The BUGarium’s goliath beetles are finally growing to full size, a feat that BUGarium Curator Jason Schaller says few people on Earth have achieved. 

“Not just one or two, but 19 out of 27 male grubs (70 percent) exceeded 80 grams, which is the weight of two naked mole rats,” Schaller says. “Most breeders only get a handful to this size.”  He adds that this is the first time the BUGarium has gotten this species to sizes comparable to their wild counterparts. (Grubs are worm-like juveniles, also known as larvae.) 
A large male Goliath grub recently weighed in at more than 100 grams—that’s nearly twice the weight of his parents and about the weight of 20 nickels! 

“This big boy hatched from an egg in mid-August 2019 and took seven months to reach his full size,” Schaller says. A total of 75 eggs were laid last August-October; 48 survived to the pupa stage (where the grub turns into an adult). “This batch was still largely experimental so the survival rate isn’t ideal,” Schaller says. “However, we are eagerly awaiting our first big adult males, which are due in August.

The newest batch (hatched in April) is the BUGarium’s first using a new streamlined procedure. These new grubs are already growing much faster than the previous batch with hardly any losses, according to Schaller.

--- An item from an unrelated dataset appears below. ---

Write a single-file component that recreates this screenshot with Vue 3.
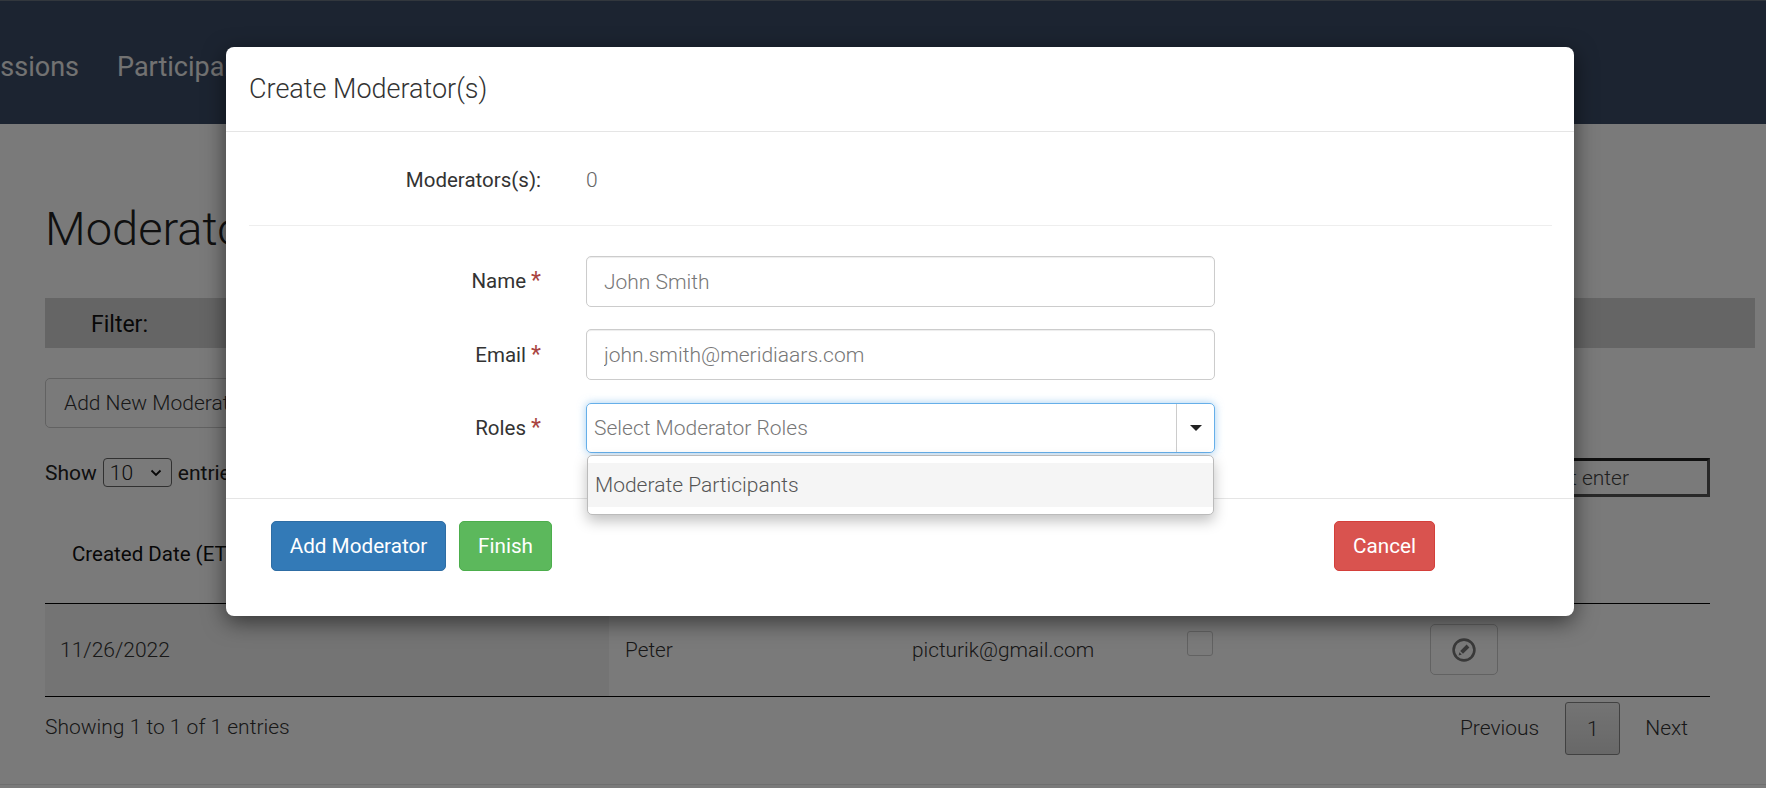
<script setup>
const rows = [{ date: '11/26/2022', name: 'Peter', email: 'picturik@gmail.com' }]
</script>

<template>
  <div class="page">
    <nav class="nav">
      <a class="nav-link first">Sessions</a>
      <a class="nav-link">Participants</a>
    </nav>
    <main class="main">
      <h1 class="title">Moderators</h1>
      <div class="filter"><span>Filter:</span></div>
      <button class="add-btn">Add New Moderator</button>
      <div class="tools">
        <div class="show">
          <span>Show</span>
          <span class="fake-select">10
            <svg width="12" height="8" viewBox="0 0 12 8"><path d="M1.5 1.5 6 6l4.5-4.5" fill="none" stroke="#111" stroke-width="1.8"/></svg>
          </span>
          <span>entries</span>
        </div>
        <input class="search" placeholder="Type search and hit enter" />
      </div>
      <div class="table">
        <div class="thead"><div class="th">Created Date (ET)</div></div>
        <div v-for="r in rows" :key="r.email" class="tr">
          <div class="td shade">{{ r.date }}</div>
          <div class="td">{{ r.name }}</div>
          <div class="td">{{ r.email }}</div>
          <div class="td check-cell"><span class="check"></span></div>
          <div class="td edit-cell">
            <span class="edit-btn">
              <svg width="24" height="24" viewBox="0 0 24 24">
                <circle cx="12" cy="12" r="10.4" fill="none" stroke="#777" stroke-width="2.6"/>
                <path d="M14.6 6.6 17.4 9.4 11 15.8 8.2 13Z M7.4 14.2 9.8 16.6 6.6 17.4Z" fill="#777"/>
              </svg>
            </span>
          </div>
        </div>
      </div>
      <div class="foot">
        <span class="showing">Showing 1 to 1 of 1 entries</span>
        <div class="pager">
          <span class="pg">Previous</span>
          <span class="pg-cur">1</span>
          <span class="pg">Next</span>
        </div>
      </div>
      <div class="end-line"></div>
    </main>

    <div class="backdrop"></div>

    <section class="modal">
      <header class="m-head">Create Moderator(s)</header>
      <div class="m-body">
        <div class="count-row">
          <label class="lbl">Moderators(s):</label>
          <span class="count">0</span>
        </div>
        <div class="hr"></div>
        <div class="row name-row">
          <label class="lbl">Name <i>*</i></label>
          <input class="ctl" placeholder="John Smith" />
        </div>
        <div class="row email-row">
          <label class="lbl">Email <i>*</i></label>
          <input class="ctl" placeholder="john.smith@meridiaars.com" />
        </div>
        <div class="row roles-row">
          <label class="lbl">Roles <i>*</i></label>
          <div class="combo">
            <input class="combo-in" placeholder="Select Moderator Roles" />
            <span class="caret-box"><span class="caret"></span></span>
            <div class="menu"><div class="item">Moderate Participants</div></div>
          </div>
        </div>
      </div>
      <footer class="m-foot">
        <div class="left-btns">
          <button class="btn blue">Add Moderator</button>
          <button class="btn green">Finish</button>
        </div>
        <button class="btn red">Cancel</button>
      </footer>
    </section>
  </div>
</template>

<style>
html, body { margin: 0; background: #fff; }
</style>

<style scoped>
* { box-sizing: border-box; }
.page {
  position: relative;
  width: 1766px;
  height: 788px;
  overflow: hidden;
  font-family: Roboto, "Liberation Sans", sans-serif;
  font-size: 21px;
  color: #333;
  background: #fff;
}
.nav {
  height: 124px;
  background: #3c4b66;
  border-top: 1px solid #6a7480;
  display: flex;
  align-items: center;
  gap: 38px;
  color: #fff;
  font-size: 27px;
  padding-top: 8px;
}
.nav-link { color: #eee; white-space: nowrap; font-weight: 400; }
.nav-link.first { margin-left: -30px; }
.main { padding-left: 45px; padding-right: 56px; }
.title {
  margin: 72px 0 0;
  height: 66px;
  font-size: 47px;
  line-height: 66px;
  font-weight: 300;
  color: #222;
}
.filter {
  margin-top: 36px;
  width: 1710px;
  height: 50px;
  background: #d4d4d4;
  display: flex;
  align-items: center;
  padding: 2px 0 0 46px;
  font-size: 23px;
  color: #111;
}
.add-btn {
  display: block;
  margin-top: 30px;
  height: 50px;
  width: 240px;
  padding: 0 0 0 18px;
  text-align: left;
  background: #fff;
  border: 1px solid #ccc;
  border-radius: 5px;
  font: 300 21px Roboto, sans-serif;
  color: #333;
}
.tools {
  margin-top: 30px;
  height: 39px;
  display: flex;
  justify-content: space-between;
  align-items: flex-start;
}
.show { display: flex; align-items: center; gap: 6px; height: 29px; font-size: 21px; color: #222; }
.fake-select {
  width: 69px;
  height: 29px;
  border: 1px solid #666;
  border-radius: 4px;
  display: flex;
  align-items: center;
  justify-content: space-between;
  padding: 0 9px 0 6px;
  font-weight: 300;
}
.search {
  width: 320px;
  height: 39px;
  border: 3px solid #555;
  border-top-color: #222;
  outline: none;
  padding: 0 78px 0 0;
  text-align: right;
  font: 300 21px Roboto, sans-serif;
  background: #fff;
}
.search::placeholder { color: #444; opacity: 1; }
.table { margin-top: 0; }
.thead { height: 107px; border-bottom: 1px solid #000; }
.th { padding: 45px 0 0 27px; font-size: 20.5px; line-height: 24px; color: #111; }
.tr {
  display: grid;
  grid-template-columns: 564px 287px 275px 243px 296px;
  height: 93px;
  border-bottom: 1px solid #000;
}
.td { padding: 0 15px; display: flex; align-items: center; font-weight: 300; font-size: 21px; color: #333; }
.td:nth-child(2), .td:nth-child(3) { padding-left: 16px; font-size: 20.8px; }
.shade { background: #f2f2f2; }
.td.check-cell { align-items: flex-start; padding: 27px 16px 0; }
.check { width: 26px; height: 25px; border: 1px solid #ccc; border-radius: 3px; background: #fff; }
.td.edit-cell { padding-left: 16px; align-items: flex-start; padding-top: 20px; }
.edit-btn {
  width: 68px;
  height: 51px;
  border: 1px solid #ccc;
  border-radius: 5px;
  display: flex;
  align-items: center;
  justify-content: center;
}
.foot { display: flex; justify-content: space-between; align-items: flex-start; height: 87px; }
.showing { margin-top: 16px; font-weight: 300; font-size: 21px; line-height: 28px; }
.pager { display: flex; align-items: flex-start; margin-top: 5px; margin-right: 0; }
.pg { font-weight: 300; font-size: 21px; line-height: 53px; color: #333; padding: 0 22px 0 0; }
.pg:last-child { padding: 0 22px 0 25px; }
.pg-cur {
  width: 55px;
  height: 53px;
  margin-left: 4px;
  border: 1px solid #888;
  border-radius: 3px;
  background: linear-gradient(#f2f2f2, #d9d9d9);
  display: flex;
  align-items: center;
  justify-content: center;
  font-weight: 300;
}
.end-line { height: 1px; margin: 0 -56px 0 -45px; background: #e6e6e6; }

.backdrop { position: absolute; inset: 0; background: rgba(0, 0, 0, .52); }

.modal {
  position: absolute;
  left: 226px;
  top: 47px;
  width: 1348px;
  height: 569px;
  background: #fff;
  border-radius: 8px;
  box-shadow: 0 6px 22px rgba(0, 0, 0, .55);
}
.m-head {
  height: 85px;
  padding: 0 23px;
  display: flex;
  align-items: center;
  border-bottom: 1px solid #e5e5e5;
  font-size: 27px;
  font-weight: 300;
  color: #333;
}
.m-body { height: 367px; padding: 0 22px 0 23px; border-bottom: 1px solid #e5e5e5; }
.count-row { height: 93px; display: flex; align-items: center; padding-top: 2px; }
.lbl {
  width: 292px;
  margin-right: 45px;
  text-align: right;
  flex: none;
  font-size: 20.5px;
  color: #333;
}
.lbl i { color: #a94442; font-style: normal; font-size: 23px; line-height: 1; }
.count { font-weight: 300; color: #666; }
.hr { height: 1px; background: #eee; }
.row { display: flex; align-items: center; }
.name-row { margin-top: 30px; height: 51px; }
.name-row .lbl { margin-bottom: 2px; }
.email-row { margin-top: 22px; height: 51px; }
.roles-row { margin-top: 23px; height: 50px; }
.ctl {
  width: 629px;
  height: 100%;
  border: 1px solid #ccc;
  border-radius: 5px;
  padding: 0 17px;
  outline: none;
  font: 300 21px Roboto, sans-serif;
  box-shadow: inset 0 1px 1px rgba(0, 0, 0, .075);
}
.ctl::placeholder, .combo-in::placeholder { color: #777; opacity: 1; }
.combo {
  position: relative;
  width: 629px;
  height: 100%;
  display: flex;
  border: 1px solid #66afe9;
  border-radius: 5px;
  box-shadow: 0 0 8px rgba(102, 175, 233, .6);
}
.combo-in {
  flex: 1;
  border: 0;
  outline: none;
  padding: 0 0 0 7px;
  background: transparent;
  font: 300 21px Roboto, sans-serif;
}
.caret-box {
  width: 38px;
  border-left: 1px solid #ccc;
  display: flex;
  align-items: center;
  justify-content: center;
}
.caret { width: 0; height: 0; border: 6px solid transparent; border-top: 6px solid #222; border-bottom: 0; }
.menu {
  position: absolute;
  left: 0;
  right: 0;
  top: 51px;
  height: 60px;
  padding: 7px 0 0;
  background: #fff;
  border: 1px solid #bbb;
  border-radius: 5px;
  box-shadow: 0 6px 14px rgba(0, 0, 0, .25);
  z-index: 2;
}
.item {
  height: 44px;
  padding-left: 7px;
  display: flex;
  align-items: center;
  background: #f5f5f5;
  font-weight: 300;
  color: #555;
}
.m-foot {
  padding: 22px 139px 0 45px;
  display: flex;
  justify-content: space-between;
}
.left-btns { display: flex; gap: 13px; }
.btn {
  height: 50px;
  padding: 0 19px;
  border: 1px solid;
  border-radius: 5px;
  color: #fff;
  font: 400 20.7px Roboto, sans-serif;
}
.blue { background: #337ab7; border-color: #2e6da4; width: 175px; padding: 0; }
.green { background: #5cb85c; border-color: #4cae4c; width: 93px; padding: 0; }
.red { background: #d9534f; border-color: #d43f3a; width: 101px; padding: 0; }
</style>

"Goliath beetles are considered a difficult and labor-intensive species to grow due to their predatory grubs and precise living conditions,” he says. “We’ve spent four years developing new techniques with major differences from the usual methods. But we’re not ready to reveal our secrets just yet.”

Herculean Hercules Grubs

Hercules Beetle Larva Spring 2020

But these Goliaths aren’t the only great grubs at the BUGarium. 

In late February, the BUGarium welcomed 24 Hercules beetle hatchlings. Seventeen of these little grubs survived and continue to grow. This is considered a great survival rate for this species. Staff prepared a home made rotting oak compost for the little ones to burrow into and feed on.

Some of these “baby” Hercules grubs are already “huge,” according to Schaller, and are half way to reaching full size after only 4 months.

“If all goes well, some will be over 100 grams by winter,” Schaller says. “At this point they will become a pupa, and then an adult—the full metamorphosis takes two to three months.”